→ Dataset extract:
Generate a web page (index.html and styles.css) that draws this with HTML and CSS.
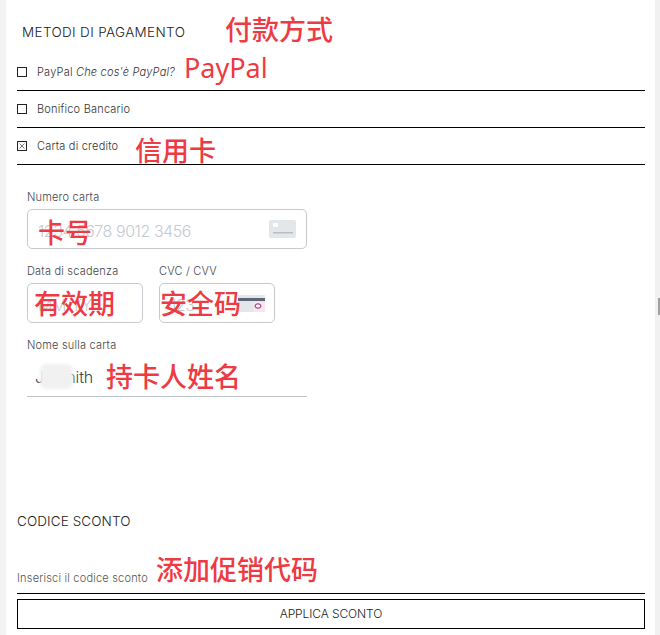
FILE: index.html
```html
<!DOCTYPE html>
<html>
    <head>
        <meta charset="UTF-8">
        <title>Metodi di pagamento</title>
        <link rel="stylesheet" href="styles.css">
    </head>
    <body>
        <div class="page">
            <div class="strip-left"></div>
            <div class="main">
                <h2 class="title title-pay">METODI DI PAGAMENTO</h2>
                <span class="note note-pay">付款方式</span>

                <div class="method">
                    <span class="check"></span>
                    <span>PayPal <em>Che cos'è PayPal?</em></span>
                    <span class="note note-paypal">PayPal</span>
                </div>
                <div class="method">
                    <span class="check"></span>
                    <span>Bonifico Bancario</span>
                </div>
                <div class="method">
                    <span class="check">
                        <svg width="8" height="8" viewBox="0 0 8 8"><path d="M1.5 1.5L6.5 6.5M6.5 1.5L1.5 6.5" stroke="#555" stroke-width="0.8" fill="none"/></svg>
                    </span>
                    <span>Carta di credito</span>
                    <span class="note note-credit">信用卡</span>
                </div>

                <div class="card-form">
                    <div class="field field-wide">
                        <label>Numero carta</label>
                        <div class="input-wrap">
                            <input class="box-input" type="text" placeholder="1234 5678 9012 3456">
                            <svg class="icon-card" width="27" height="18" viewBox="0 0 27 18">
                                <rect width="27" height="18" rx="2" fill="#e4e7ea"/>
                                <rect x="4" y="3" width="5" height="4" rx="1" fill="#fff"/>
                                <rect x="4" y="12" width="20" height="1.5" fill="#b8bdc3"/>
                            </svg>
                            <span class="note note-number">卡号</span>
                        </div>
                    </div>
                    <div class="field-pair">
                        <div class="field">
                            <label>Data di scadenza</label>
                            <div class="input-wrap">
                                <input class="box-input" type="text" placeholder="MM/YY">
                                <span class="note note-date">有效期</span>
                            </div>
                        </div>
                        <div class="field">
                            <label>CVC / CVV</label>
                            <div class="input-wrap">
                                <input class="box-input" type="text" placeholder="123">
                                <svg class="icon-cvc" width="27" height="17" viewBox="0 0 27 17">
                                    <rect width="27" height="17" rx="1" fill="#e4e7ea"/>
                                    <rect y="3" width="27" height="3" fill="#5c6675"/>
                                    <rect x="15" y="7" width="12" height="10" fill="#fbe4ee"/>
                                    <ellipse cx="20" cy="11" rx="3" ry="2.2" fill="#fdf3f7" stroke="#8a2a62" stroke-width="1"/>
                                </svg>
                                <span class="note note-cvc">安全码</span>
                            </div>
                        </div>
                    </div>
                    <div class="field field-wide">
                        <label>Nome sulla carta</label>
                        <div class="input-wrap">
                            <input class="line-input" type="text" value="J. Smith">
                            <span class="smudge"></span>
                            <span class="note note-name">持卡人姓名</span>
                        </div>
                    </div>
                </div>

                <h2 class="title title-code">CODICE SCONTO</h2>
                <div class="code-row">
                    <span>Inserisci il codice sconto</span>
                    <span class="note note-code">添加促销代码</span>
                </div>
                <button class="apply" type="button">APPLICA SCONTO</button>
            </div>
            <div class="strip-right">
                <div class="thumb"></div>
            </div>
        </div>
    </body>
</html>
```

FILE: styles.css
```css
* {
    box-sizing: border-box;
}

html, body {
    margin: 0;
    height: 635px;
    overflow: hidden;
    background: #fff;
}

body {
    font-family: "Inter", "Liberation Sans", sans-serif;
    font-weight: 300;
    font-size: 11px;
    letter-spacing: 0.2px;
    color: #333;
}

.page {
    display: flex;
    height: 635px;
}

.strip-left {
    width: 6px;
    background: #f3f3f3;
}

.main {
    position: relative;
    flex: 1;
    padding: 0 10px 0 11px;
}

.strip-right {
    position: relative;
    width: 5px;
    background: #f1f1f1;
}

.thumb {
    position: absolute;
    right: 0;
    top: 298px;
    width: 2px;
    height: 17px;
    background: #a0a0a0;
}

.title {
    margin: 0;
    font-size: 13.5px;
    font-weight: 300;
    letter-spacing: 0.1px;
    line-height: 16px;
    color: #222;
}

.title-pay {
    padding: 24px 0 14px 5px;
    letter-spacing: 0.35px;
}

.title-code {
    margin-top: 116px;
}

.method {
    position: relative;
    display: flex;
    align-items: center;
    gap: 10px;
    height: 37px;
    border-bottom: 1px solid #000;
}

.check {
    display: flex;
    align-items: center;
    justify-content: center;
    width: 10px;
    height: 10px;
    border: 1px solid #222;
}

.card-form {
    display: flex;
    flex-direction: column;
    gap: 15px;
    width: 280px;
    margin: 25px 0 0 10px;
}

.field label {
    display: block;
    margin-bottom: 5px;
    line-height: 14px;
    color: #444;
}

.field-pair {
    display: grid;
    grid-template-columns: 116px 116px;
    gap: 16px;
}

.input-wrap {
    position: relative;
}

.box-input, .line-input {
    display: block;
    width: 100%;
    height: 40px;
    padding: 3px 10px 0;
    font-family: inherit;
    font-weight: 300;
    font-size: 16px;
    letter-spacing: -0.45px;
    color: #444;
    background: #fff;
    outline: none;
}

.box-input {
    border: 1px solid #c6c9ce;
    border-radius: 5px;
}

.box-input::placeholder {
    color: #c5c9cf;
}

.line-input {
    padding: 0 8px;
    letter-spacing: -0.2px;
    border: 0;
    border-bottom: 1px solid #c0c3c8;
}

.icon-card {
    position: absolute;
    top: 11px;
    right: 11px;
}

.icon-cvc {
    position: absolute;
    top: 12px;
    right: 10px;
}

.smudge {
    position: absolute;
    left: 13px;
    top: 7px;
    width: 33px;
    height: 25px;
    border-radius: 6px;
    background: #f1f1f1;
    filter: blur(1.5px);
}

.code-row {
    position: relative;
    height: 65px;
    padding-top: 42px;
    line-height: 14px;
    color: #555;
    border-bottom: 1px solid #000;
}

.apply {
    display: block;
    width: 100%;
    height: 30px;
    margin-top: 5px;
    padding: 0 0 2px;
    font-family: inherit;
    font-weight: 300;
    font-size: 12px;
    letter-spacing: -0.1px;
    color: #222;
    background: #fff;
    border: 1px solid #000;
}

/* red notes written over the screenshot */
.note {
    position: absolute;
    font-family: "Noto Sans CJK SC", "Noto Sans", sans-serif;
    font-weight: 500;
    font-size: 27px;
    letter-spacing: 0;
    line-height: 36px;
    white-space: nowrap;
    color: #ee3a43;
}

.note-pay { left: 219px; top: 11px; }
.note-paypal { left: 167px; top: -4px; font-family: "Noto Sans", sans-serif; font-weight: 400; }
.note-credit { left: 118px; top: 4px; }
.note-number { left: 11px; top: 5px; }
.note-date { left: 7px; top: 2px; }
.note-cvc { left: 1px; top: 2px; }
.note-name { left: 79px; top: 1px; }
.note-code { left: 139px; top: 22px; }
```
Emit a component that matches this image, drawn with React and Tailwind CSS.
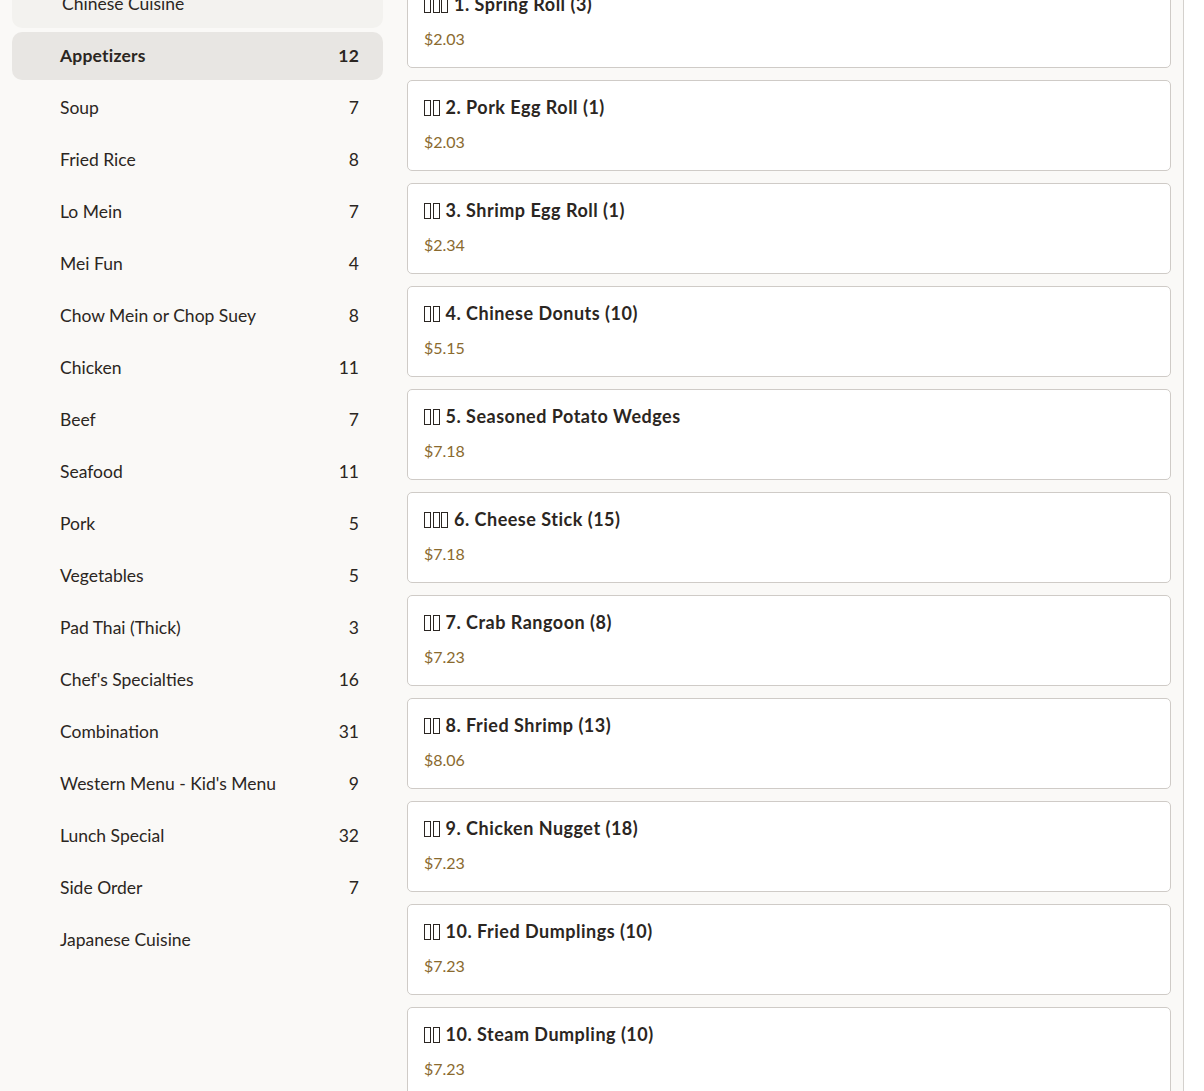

→ What is being asked:
Repeat the material exactly as it reads, without any of its pictures.

→ Complete answer:
Generate a web page (index.html and styles.css) that draws this with HTML and CSS.
FILE: index.html
```html
<!DOCTYPE html>
<html>
    <head>
        <meta charset="UTF-8">
        <title>Metodi di pagamento</title>
        <link rel="stylesheet" href="styles.css">
    </head>
    <body>
        <div class="page">
            <div class="strip-left"></div>
            <div class="main">
                <h2 class="title title-pay">METODI DI PAGAMENTO</h2>
                <span class="note note-pay">付款方式</span>

                <div class="method">
                    <span class="check"></span>
                    <span>PayPal <em>Che cos'è PayPal?</em></span>
                    <span class="note note-paypal">PayPal</span>
                </div>
                <div class="method">
                    <span class="check"></span>
                    <span>Bonifico Bancario</span>
                </div>
                <div class="method">
                    <span class="check">
                        <svg width="8" height="8" viewBox="0 0 8 8"><path d="M1.5 1.5L6.5 6.5M6.5 1.5L1.5 6.5" stroke="#555" stroke-width="0.8" fill="none"/></svg>
                    </span>
                    <span>Carta di credito</span>
                    <span class="note note-credit">信用卡</span>
                </div>

                <div class="card-form">
                    <div class="field field-wide">
                        <label>Numero carta</label>
                        <div class="input-wrap">
                            <input class="box-input" type="text" placeholder="1234 5678 9012 3456">
                            <svg class="icon-card" width="27" height="18" viewBox="0 0 27 18">
                                <rect width="27" height="18" rx="2" fill="#e4e7ea"/>
                                <rect x="4" y="3" width="5" height="4" rx="1" fill="#fff"/>
                                <rect x="4" y="12" width="20" height="1.5" fill="#b8bdc3"/>
                            </svg>
                            <span class="note note-number">卡号</span>
                        </div>
                    </div>
                    <div class="field-pair">
                        <div class="field">
                            <label>Data di scadenza</label>
                            <div class="input-wrap">
                                <input class="box-input" type="text" placeholder="MM/YY">
                                <span class="note note-date">有效期</span>
                            </div>
                        </div>
                        <div class="field">
                            <label>CVC / CVV</label>
                            <div class="input-wrap">
                                <input class="box-input" type="text" placeholder="123">
                                <svg class="icon-cvc" width="27" height="17" viewBox="0 0 27 17">
                                    <rect width="27" height="17" rx="1" fill="#e4e7ea"/>
                                    <rect y="3" width="27" height="3" fill="#5c6675"/>
                                    <rect x="15" y="7" width="12" height="10" fill="#fbe4ee"/>
                                    <ellipse cx="20" cy="11" rx="3" ry="2.2" fill="#fdf3f7" stroke="#8a2a62" stroke-width="1"/>
                                </svg>
                                <span class="note note-cvc">安全码</span>
                            </div>
                        </div>
                    </div>
                    <div class="field field-wide">
                        <label>Nome sulla carta</label>
                        <div class="input-wrap">
                            <input class="line-input" type="text" value="J. Smith">
                            <span class="smudge"></span>
                            <span class="note note-name">持卡人姓名</span>
                        </div>
                    </div>
                </div>

                <h2 class="title title-code">CODICE SCONTO</h2>
                <div class="code-row">
                    <span>Inserisci il codice sconto</span>
                    <span class="note note-code">添加促销代码</span>
                </div>
                <button class="apply" type="button">APPLICA SCONTO</button>
            </div>
            <div class="strip-right">
                <div class="thumb"></div>
            </div>
        </div>
    </body>
</html>
```

FILE: styles.css
```css
* {
    box-sizing: border-box;
}

html, body {
    margin: 0;
    height: 635px;
    overflow: hidden;
    background: #fff;
}

body {
    font-family: "Inter", "Liberation Sans", sans-serif;
    font-weight: 300;
    font-size: 11px;
    letter-spacing: 0.2px;
    color: #333;
}

.page {
    display: flex;
    height: 635px;
}

.strip-left {
    width: 6px;
    background: #f3f3f3;
}

.main {
    position: relative;
    flex: 1;
    padding: 0 10px 0 11px;
}

.strip-right {
    position: relative;
    width: 5px;
    background: #f1f1f1;
}

.thumb {
    position: absolute;
    right: 0;
    top: 298px;
    width: 2px;
    height: 17px;
    background: #a0a0a0;
}

.title {
    margin: 0;
    font-size: 13.5px;
    font-weight: 300;
    letter-spacing: 0.1px;
    line-height: 16px;
    color: #222;
}

.title-pay {
    padding: 24px 0 14px 5px;
    letter-spacing: 0.35px;
}

.title-code {
    margin-top: 116px;
}

.method {
    position: relative;
    display: flex;
    align-items: center;
    gap: 10px;
    height: 37px;
    border-bottom: 1px solid #000;
}

.check {
    display: flex;
    align-items: center;
    justify-content: center;
    width: 10px;
    height: 10px;
    border: 1px solid #222;
}

.card-form {
    display: flex;
    flex-direction: column;
    gap: 15px;
    width: 280px;
    margin: 25px 0 0 10px;
}

.field label {
    display: block;
    margin-bottom: 5px;
    line-height: 14px;
    color: #444;
}

.field-pair {
    display: grid;
    grid-template-columns: 116px 116px;
    gap: 16px;
}

.input-wrap {
    position: relative;
}

.box-input, .line-input {
    display: block;
    width: 100%;
    height: 40px;
    padding: 3px 10px 0;
    font-family: inherit;
    font-weight: 300;
    font-size: 16px;
    letter-spacing: -0.45px;
    color: #444;
    background: #fff;
    outline: none;
}

.box-input {
    border: 1px solid #c6c9ce;
    border-radius: 5px;
}

.box-input::placeholder {
    color: #c5c9cf;
}

.line-input {
    padding: 0 8px;
    letter-spacing: -0.2px;
    border: 0;
    border-bottom: 1px solid #c0c3c8;
}

.icon-card {
    position: absolute;
    top: 11px;
    right: 11px;
}

.icon-cvc {
    position: absolute;
    top: 12px;
    right: 10px;
}

.smudge {
    position: absolute;
    left: 13px;
    top: 7px;
    width: 33px;
    height: 25px;
    border-radius: 6px;
    background: #f1f1f1;
    filter: blur(1.5px);
}

.code-row {
    position: relative;
    height: 65px;
    padding-top: 42px;
    line-height: 14px;
    color: #555;
    border-bottom: 1px solid #000;
}

.apply {
    display: block;
    width: 100%;
    height: 30px;
    margin-top: 5px;
    padding: 0 0 2px;
    font-family: inherit;
    font-weight: 300;
    font-size: 12px;
    letter-spacing: -0.1px;
    color: #222;
    background: #fff;
    border: 1px solid #000;
}

/* red notes written over the screenshot */
.note {
    position: absolute;
    font-family: "Noto Sans CJK SC", "Noto Sans", sans-serif;
    font-weight: 500;
    font-size: 27px;
    letter-spacing: 0;
    line-height: 36px;
    white-space: nowrap;
    color: #ee3a43;
}

.note-pay { left: 219px; top: 11px; }
.note-paypal { left: 167px; top: -4px; font-family: "Noto Sans", sans-serif; font-weight: 400; }
.note-credit { left: 118px; top: 4px; }
.note-number { left: 11px; top: 5px; }
.note-date { left: 7px; top: 2px; }
.note-cvc { left: 1px; top: 2px; }
.note-name { left: 79px; top: 1px; }
.note-code { left: 139px; top: 22px; }
```
Emit a component that matches this image, drawn with React and Tailwind CSS.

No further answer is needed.